The other way of looking at it is to wonder what sort of masochistic zeal possessed the issuer to go ahead with such vast challenges in the first place. Ho needed the money: his oldest casinos, such as the alluringly hideous Lisboa, are hopelessly dated by comparison with the new wave of Las Vegas Sands-styled resorts, and need to be upgraded. Ho, who had Macau’s gaming industry to himself for decades, now faces five competing licensees (one of them, Melco, run by his son) and by some estimates now has a gaming market share only in the high teens in percentage terms. To stay in the game, so to speak, he clearly has to spend.

The other underlying reason appears to have been a realization that to have any kind of clarity as a business, SJM needed to get all the potential lawsuits and judicial reviews out of the way. It surprised nobody connected with the deal when the call for judicial review came in at the last possible moment before listing; it had always been a question of when, not if. But now there is a listed entity with its legitimacy confirmed by some of Hong Kong’s highest courts, and that gives it a much more investor-friendly base to build on.
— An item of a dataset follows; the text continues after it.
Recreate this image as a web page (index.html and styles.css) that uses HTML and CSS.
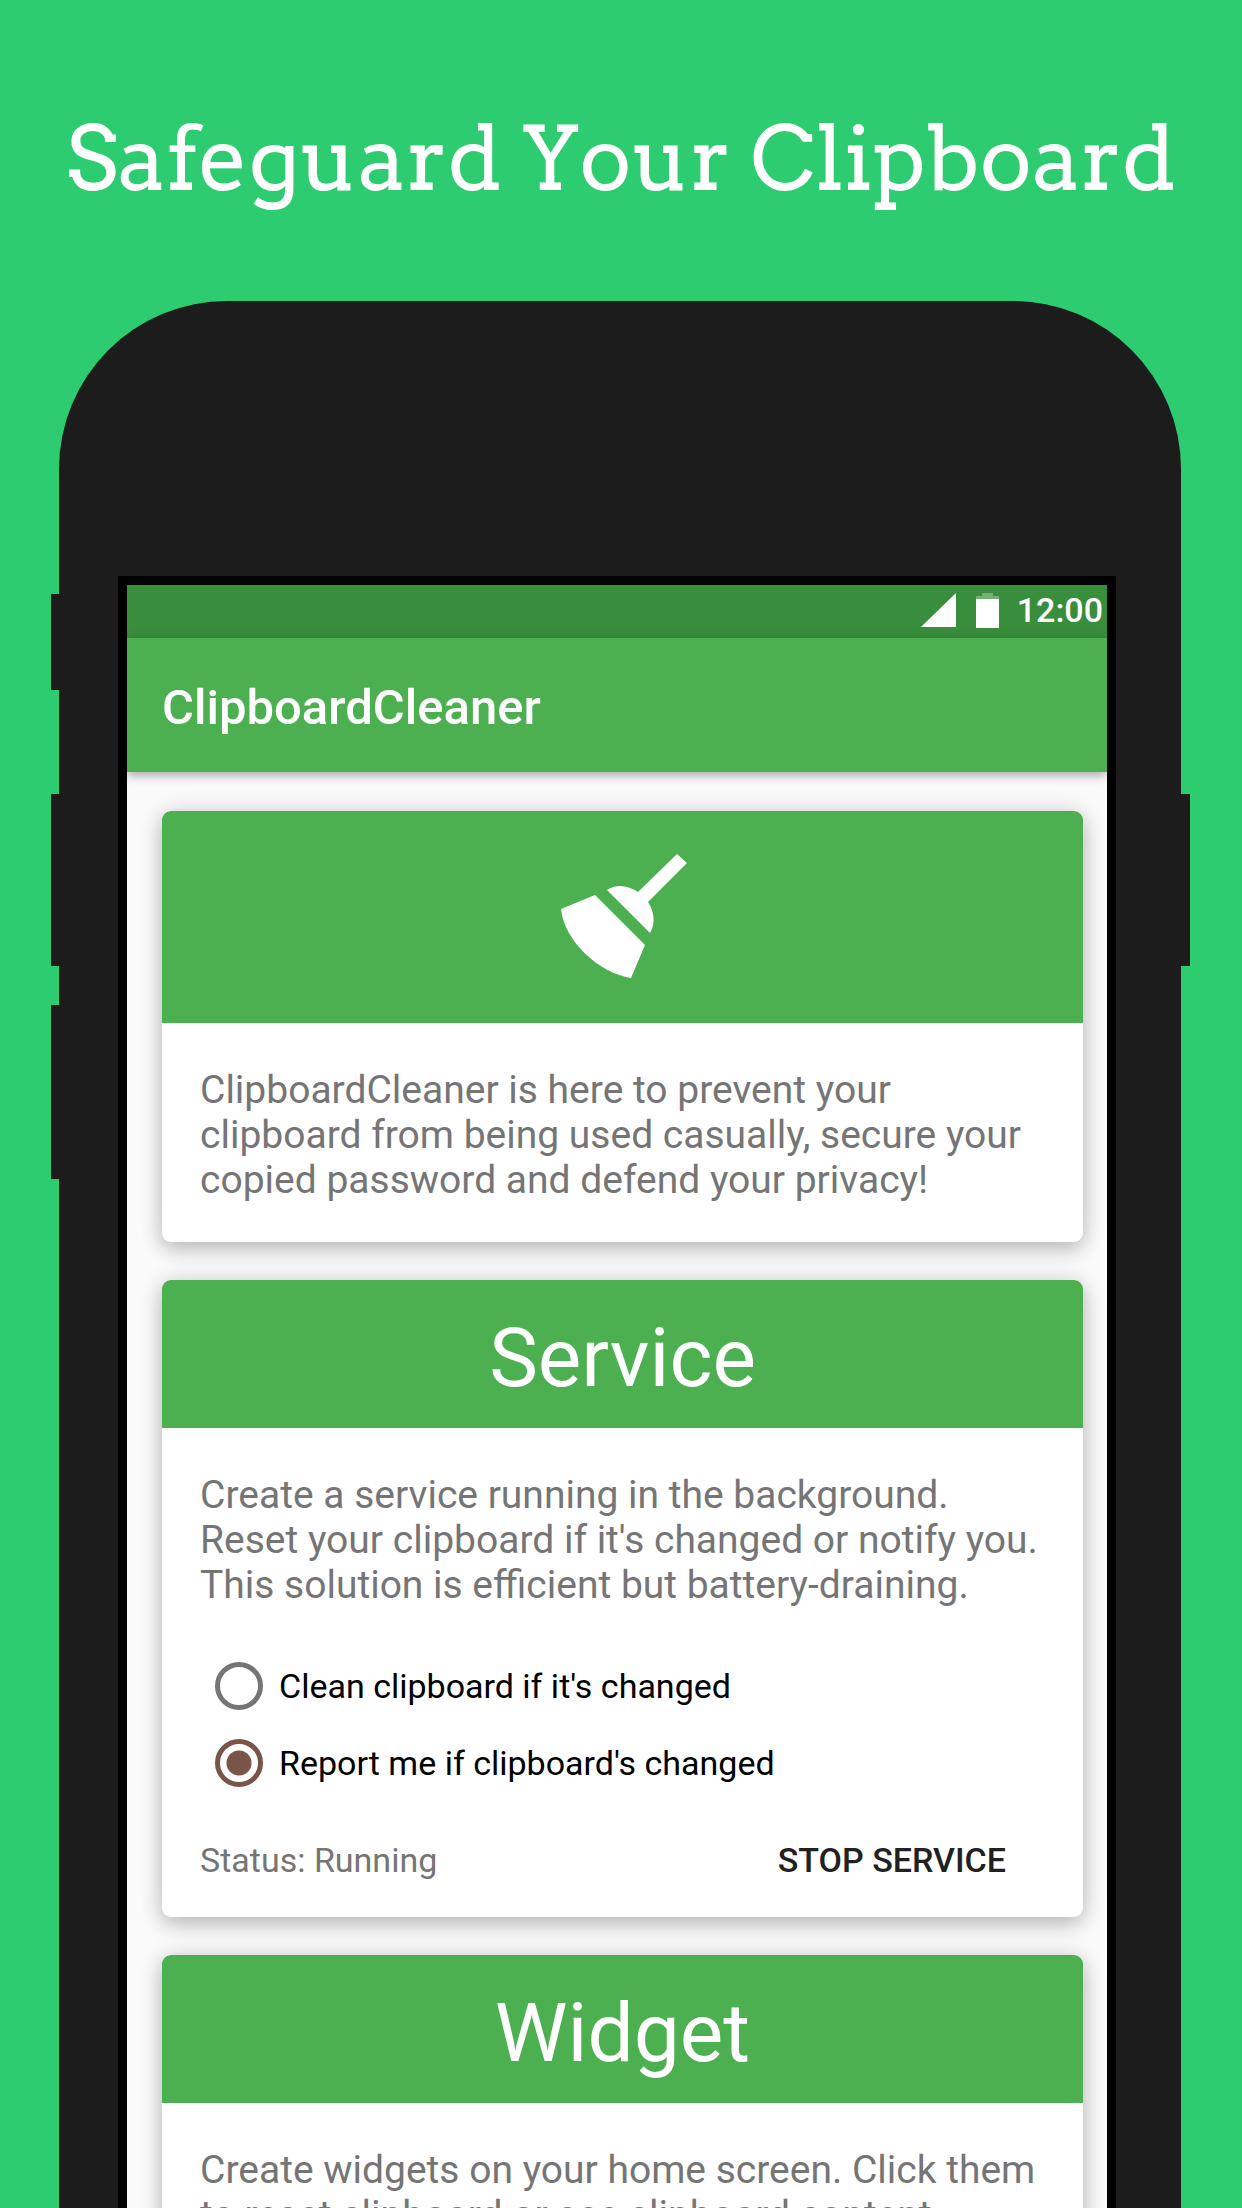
FILE: index.html
```html
<!DOCTYPE html>
<html lang="en">
<head>
<meta charset="utf-8">
<meta name="viewport" content="width=device-width, initial-scale=1">
<title>ClipboardCleaner</title>
<link rel="stylesheet" href="styles.css">
</head>
<body>
<main class="poster">
  <h1 class="headline">Safeguard Your Clipboard</h1>

  <div class="phone">
    <span class="key key-mute"></span>
    <span class="key key-up"></span>
    <span class="key key-down"></span>
    <span class="key key-power"></span>

    <div class="screen">
      <div class="status-bar">
        <svg class="signal" viewBox="0 0 35 34" aria-hidden="true"><path d="M35 0v34H0z"/></svg>
        <svg class="battery" viewBox="0 0 23 35" aria-hidden="true"><path class="battery-empty" d="M6 0h11v3h6v3H0V3h6z"/><path d="M0 6h23v29H0z"/></svg>
        <span class="clock">12:00</span>
      </div>
      <header class="toolbar"><h2 class="app-title">ClipboardCleaner</h2></header>

      <div class="cards">
        <section class="card">
          <div class="card-header card-header-icon">
            <svg class="broom" viewBox="0 0 126 125" aria-hidden="true">
              <path d="M116 0l10 9-39 39c6 9 8 21 2 31L46 36c10-7 22-4 31 2z"/>
              <path d="M34 41l50 50-14 33C37 119 3 86 0 55z"/>
            </svg>
          </div>
          <p class="card-text card-text-last">ClipboardCleaner is here to prevent your clipboard from being used casually, secure your copied password and defend your privacy!</p>
        </section>

        <section class="card">
          <h3 class="card-header">Service</h3>
          <p class="card-text">Create a service running in the background. Reset your clipboard if it's changed or notify you. This solution is efficient but battery-draining.</p>
          <form class="options">
            <label class="option"><input class="radio" type="radio" name="mode">Clean clipboard if it's changed</label>
            <label class="option"><input class="radio" type="radio" name="mode" checked>Report me if clipboard's changed</label>
          </form>
          <div class="actions">
            <span class="status">Status: Running</span>
            <button class="action" type="button">STOP SERVICE</button>
          </div>
        </section>

        <section class="card">
          <h3 class="card-header">Widget</h3>
          <p class="card-text card-text-last">Create widgets on your home screen. Click them to reset clipboard or see clipboard content.</p>
        </section>
      </div>
    </div>
  </div>
</main>
</body>
</html>
```

FILE: styles.css
```css
* {
  box-sizing: border-box;
}

body,
h1,
h2,
h3,
p {
  margin: 0;
}

body {
  background: #2ecc71;
  font-family: Roboto, "Noto Sans", sans-serif;
}

.poster {
  height: 100vh;
  overflow: hidden;
}

.headline {
  padding: 109px 0 92px;
  color: #fff;
  font-family: Arvo, "DejaVu Serif Condensed", "DejaVu Serif", serif;
  font-size: 88px;
  font-weight: 400;
  line-height: 100px;
  text-align: center;
  white-space: nowrap;
}

/* Phone body */
.phone {
  position: relative;
  margin: 0 61px 0 59px;
  padding: 275px 65px 160px 59px;
  border-radius: 168px;
  background: #1c1c1c;
}

.key {
  position: absolute;
  left: -8px;
  width: 16px;
  background: #1c1c1c;
}

.key-mute {
  top: 293px;
  height: 96px;
}

.key-up {
  top: 493px;
  height: 172px;
}

.key-down {
  top: 704px;
  height: 174px;
}

.key-power {
  top: 493px;
  right: -9px;
  left: auto;
  height: 172px;
}

.screen {
  overflow: hidden;
  border: 9px solid #000;
  background: #fafafa;
}

.status-bar {
  display: flex;
  align-items: center;
  justify-content: flex-end;
  height: 53px;
  padding: 0 4px 3px 0;
  background: #388e3c;
  color: #fff;
}

.signal {
  width: 35px;
  height: 34px;
  margin-right: 20px;
  fill: #fff;
}

.battery {
  width: 23px;
  height: 35px;
  margin-right: 18px;
  fill: #fff;
}

.battery-empty {
  fill-opacity: 0.3;
}

.clock {
  font-size: 34px;
  font-weight: 500;
}

.toolbar {
  position: relative;
  display: flex;
  align-items: center;
  height: 134px;
  padding: 4px 35px 0;
  background: #4caf50;
  box-shadow: 0 3px 10px rgba(0, 0, 0, 0.35);
}

.app-title {
  color: #fff;
  font-size: 49px;
  font-weight: 500;
}

/* Cards */
.cards {
  display: flex;
  flex-direction: column;
  gap: 38px;
  padding: 39px 24px 39px 35px;
}

.card {
  border-radius: 9px;
  background: #fff;
  box-shadow: 0 8px 20px rgba(0, 0, 0, 0.2), 0 0 24px rgba(0, 0, 0, 0.12);
}

.card-header {
  padding: 30px 0 22px;
  border-radius: 9px 9px 0 0;
  background: #4caf50;
  color: #fff;
  font-size: 82px;
  font-weight: 400;
  line-height: 96px;
  text-align: center;
}

.card-header-icon {
  display: flex;
  justify-content: center;
  padding: 43px 0 44px 2px;
}

.broom {
  width: 126px;
  height: 125px;
  fill: #fff;
}

.card-text {
  padding: 45px 38px 0;
  color: #757575;
  font-size: 39px;
  line-height: 45px;
}

.card-text-last {
  padding-bottom: 39px;
}

.options {
  padding: 39px 38px 0 53px;
}

.option {
  display: flex;
  align-items: center;
  height: 77px;
  color: #000;
  font-size: 34px;
}

.radio {
  flex: none;
  width: 48px;
  height: 48px;
  margin: 0 16px 0 0;
  border: 5px solid #757575;
  border-radius: 50%;
  background: #fff;
  appearance: none;
}

.radio:checked {
  border-color: #795548;
  background: radial-gradient(circle, #795548 12px, #fff 13px);
}

.actions {
  display: flex;
  align-items: center;
  justify-content: space-between;
  padding: 21px 38px 19px;
  font-size: 34px;
}

.status {
  color: #757575;
}

.action {
  height: 76px;
  padding: 0 39px;
  border: 0;
  background: none;
  color: #212121;
  font: inherit;
  font-weight: 500;
}
```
Still, the sight of Greater China’s more colourful entrepreneurs reaching the public markets has always been profoundly entertaining. One has to enjoy a prospectus with a risk section covering not only building delays, labour shortages and business rivalry, but money laundering, cheating, illegal mainland casinos and the risk that people will win too much. It even includes this delightful clause: "STDM [the parent] and Dr Ho have the ability to exercise substantial influence or control over us, which allows them to influence or control our business in ways that might not be in the interests of other shareholders." Ho is in his late 80s and his kind will be missed when they’re gone.